Para el papel de Massimiliano -el atormentado padre de los enfrentados hermanos Carlo y Francesco- el Palau de les Arts ha recurrido a una figura de tanta alcurnia vocal como el bajo parmesano Michele Pertusi, cuya voz poderosa y poderosamente sentida colmó de sentido, dolor y dramatismo al angustiado personaje. Su hijo Carlo fue encarnado con corrección, estilo y entrega por el tenor milanés Stefano Secco, mientras que su deseada Amalia fue defendida por Roberta Mantegna (1988), soprano despuntante, cuya carrera se apoya en una voz ligera, corpórea y homogénea en todo el registro, con agudos brillantes (aunque la proyección no siempre está en su sitio desde el punto de la afinación), y unos graves bien apoyados. A estas virtudes suma la joven artista palermitana un sentido expresivo que se sumerge con veracidad en la partitura y llega con convincente facilidad a la fibra sensible del espectador.

En tan redonda noche musical, el Cor de la Generalitat en absoluto dejó asomar su nueva crisis interna, que parece amenazar el futuro laboral de sus componentes. Una vez más, fue el formidable coro de siempre. ¿Qué mejor oposición para cada uno de sus músicos que la que hacen día tras día, desde hace ya tantos años, mostrando y luciendo una disciplina y excelencia que les emplaza entre las mejores y más incuestionables formaciones corales de su entorno nacional e internacional? ¡Respeto, aplauso y larga vida al Cor de la Generalitat y a cada uno de sus componentes!

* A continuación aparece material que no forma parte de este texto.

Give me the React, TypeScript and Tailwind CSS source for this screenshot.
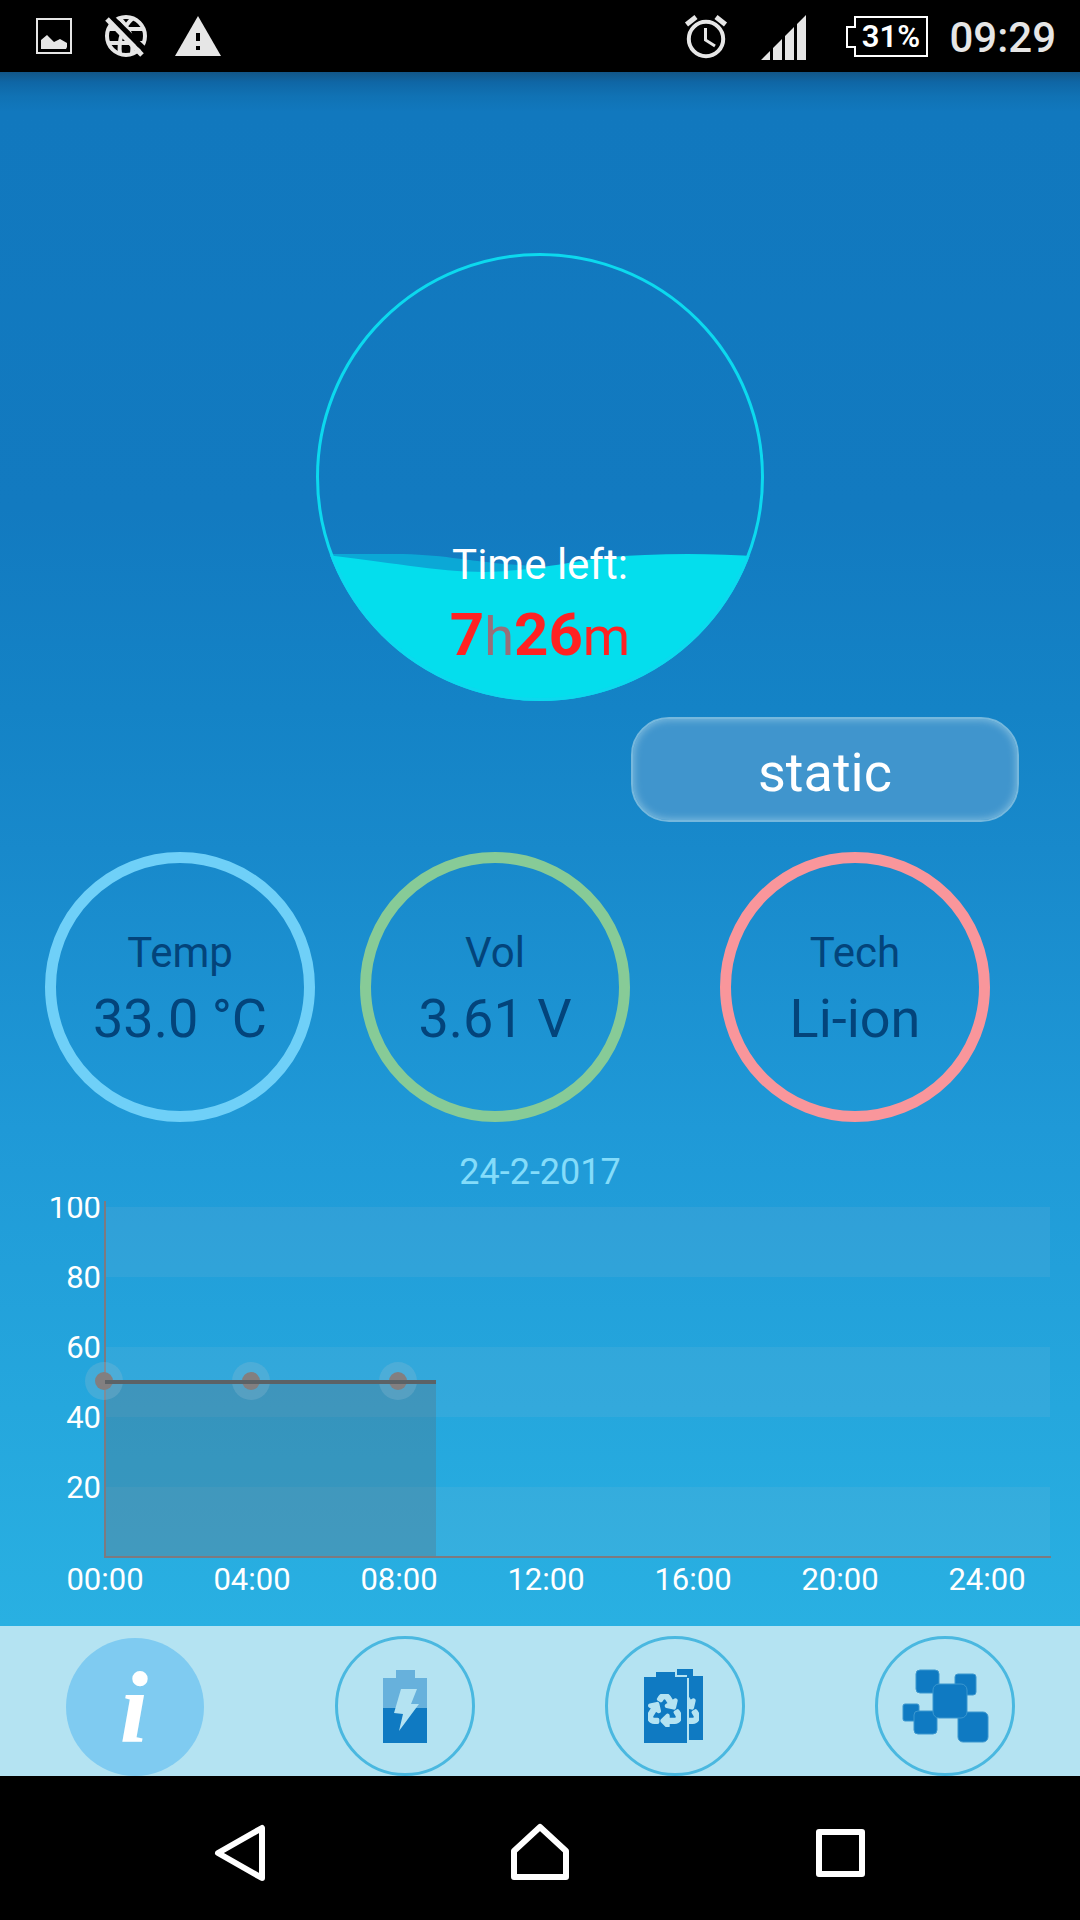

La Sala Principal no llegó a llenarse en la noche de estreno. Los que asistimos tuvimos que soportar la escenografía ramplona, monótona y fuera de lugar de Alessandro Camera. También el disparatado vestuario, o una iluminación tenebrosa y cutrecilla a mitad de camino entre la de una discoteca de la vieja Ruta del Bacalao -grafiti incluido- y la del Tren de los escobazos. La dirección de escena, repuesta por Allex Aguilera, se mueve a tono con tal naufragio escénico. Para muestra un botón: el desgarrado y apasionado dueto en el que Amalia y Carlo se reencuentran al inicio del tercer acto -«Qual mare, qual terra me t'ha diviso»-, es cantado mientras sus protagonistas, abrazos y diciéndose las cosas hermosas del amor, ni se miran a los ojos, con las caras giradas hacia la batuta del maestro como si lo que están diciendo al ser amado no fuera con ellos. ¡Increíble! ¡Qué cruz! El público, que no es tonto ni sordo, no se dejó engañar, y supo separar el grano de la paja, regalando una gran gran ovación a todos los cantantes, muy especialmente a Artur Rucinski, y ¡cómo no!, a un Roberto Abbado que posiblemente ha firmado con este I masnadieri su mejor noche en el Palau de les Arts. Al equipo escénico, ni se le vio aparecer en los saludos. Mejor.